So, if memory is regularly keeping individual hardware threads idle, surely more ~cow bell~ cores is the solution?
In theory, if software was ready, multi/hyper-threading could be fast
Suppose you are looking at you tax returns (e.g.) of the last few years, say 8 years of data in total. You are holding 12 monthly values (columns) per year (row).
Now, a byte can hold 256 individual values (as its 8 individual binary digits, may assume 2 states each, which results in 8^2 = 256
permutations of distinct state. Regardless of the currency, 256 feels a little on the low end to be able to represent the upper boundary of salary figures. Further, for the sake of argument, let's assume the smallest denomination ("cents") to not matter (everybody earns whole integer values of the main denomination). Lastly suppose the employer is aware of the salary gap between upper management and the regular workforce and hence keeps those selected few in an entirely different accounting system altogether.
So, in this simplified scenario, let's assume that twice the aforementioned amount of memory space, i.e. 2 byte (or a "halfword"), when used in unsigned
form, i.e. representing the range from [0, 2^16 = 65536)
, suffices to express all employee's monthly salary values.
So in the language / RDBS / OS of your choice, you are now holding a matrix (some 2-dimensional data structure, a "list of lists") with values of uniform data size (2-byte / 16 Bit).
In, say C++, that would be a std::vector<std::vector<uint16_t>>
. I am guessing you'd use a vector
of vector
of short
in Java as well.
Now, here's the prize question:
Say you want to adjust the values for those 8 years for inflation (or some other arbitrary reason to write to the address space). We are looking at a uniform distribution of 16 Bit values. You will need to visit every value in the matrix once, read it, modify it, and then write it to the address space.

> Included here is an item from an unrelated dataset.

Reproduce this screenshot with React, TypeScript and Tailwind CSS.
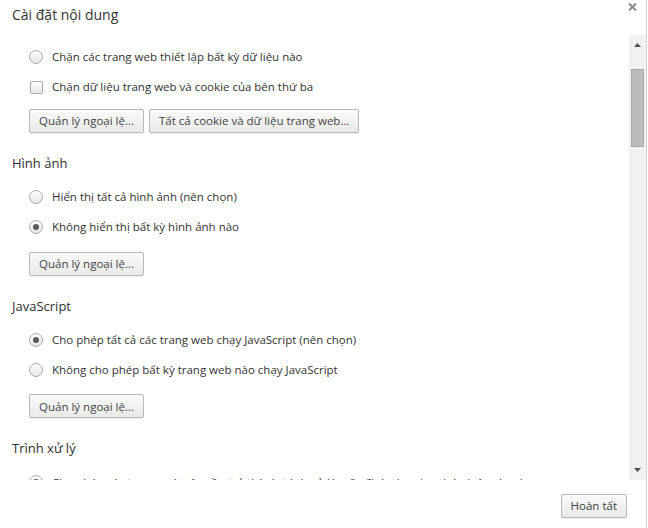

Does it matter how you go about traversing the data?
The answer is: yes, very much so.
If you iterate over the rows first (the inner data structure), you will get near perfect scalability in a concurrent execution environment. Here, an extra thread and hence half the data in one and the other half in the other will run you job twice as fast. 4 threads? 4 times the performance gain.
If however you choose to do the columns first, two threads will run your task significantly slower. You will need approx 10 parallel threads of execution to only to mitigate (!) the negative effect that the choice of major traversal direction just had. And as long as your code ran in a single thread of execution, you couldn't have measured a difference.
+------+------+------+------+------+------+------+
| Year | Jan | Feb | Mar | Apr | ... | Dec |
+------+------+------+------+------+------+------+
| 2019 | 8500 | 9000 | 9000 | 9000 | 9000 | 9000 | <--- contiguous in memory
+------+------+------+------+------+------+------+
| 2018 | 8500 | 8500 | 8500 | 8500 | 8500 | 8500 | <--- 12 * 16Bit (2Byte)
+------+------+------+------+------+------+------+
| 2017 | 8500 | 8500 | 8500 | 8500 | 8500 | 8500 | <--- 3 * (4 * 16Bit = 64Bit (8Byte)
+------+------+------+------+------+------+------+
| ... | 8500 | 7500 | 7500 | 7500 | 7500 | 7500 | <--- 3 cache lines
+------+------+------+------+------+------+------+
| 2011 | 7500 | 7200 | 7200 | 7200 | 7200 | 7200 | <--- 3 lines, likely from the same
+------+------+------+------+------+------+------+ virtual memory page, described by
the same page block.
The OP wrote:
a) a CPU with 32 cores and clock speed 2.5 Ghz
or
b) a CPU with 8 cores but clock speed of 3.8 Ghz
All else being equal:
--> Consider cache size, memory size, the hardware's speculative pre-fetching capabilities and running software that can actually leverage parallelisation all more important than clock speed.
--> Even without reliance on 3rd party distributed systems, make sure you truly aren't I/O bound under production conditions. If you must have the hardware in-house and can't let AWS / GCloud / Azure / Heroku / Whatever-XaaS-IsHipNow deal with that pain, spend on the SSDs you put your DB on. While you do not want to have the database live on the same physical machine as does your application, make sure the network distance (measure latency here too) is as short as possible.
--> The choice of a renowned, vetted, top-of-the-line, "Enterprise-level" HTTP Server Library that is beyond the shadow of any doubt built for concurrency, does not alone suffice. Make sure any 3rd party libraries you run in your routes are. Make sure your in-house code is as well.
VMs or cloud solutions are not an option in this case
This I get.
Various valid reasons exist.
it has to be a physical machine [...]
[...] CPU with 32 cores and clock speed 2.5 Ghz
But this not so much.
Neither AWS nor Azure invented distributed systems, micro-clustering or load balancing.
It's more painful to setup on bare metal hardware and without MegaCorp-style resources, but you can run a distributed mesh of K8 clusters right in your own living room. And tooling for recurring health checks and automatic provisioning on peak load exists for self-hosted projects too.
OP wrote:
RAM is not important
Here's a ~hypothetical~ reproducible scenario:
Enable zram as your swapspace, because, RAM is cheap and not important and all that. Now run a steady, memory-intensive task that doesn't result in frequent paging exactly. When you have reached the point of serious LRU inversion, your fan will get loud and your CPU cores hot - because it is busy dealing with memory management (moving crap in and out of swap).
OP wrote:
RAM is not important
In case I haven't expressed myself clearly enough:
I think you should reconsider this opinion.
TL;DR?
32 cores.
More is better.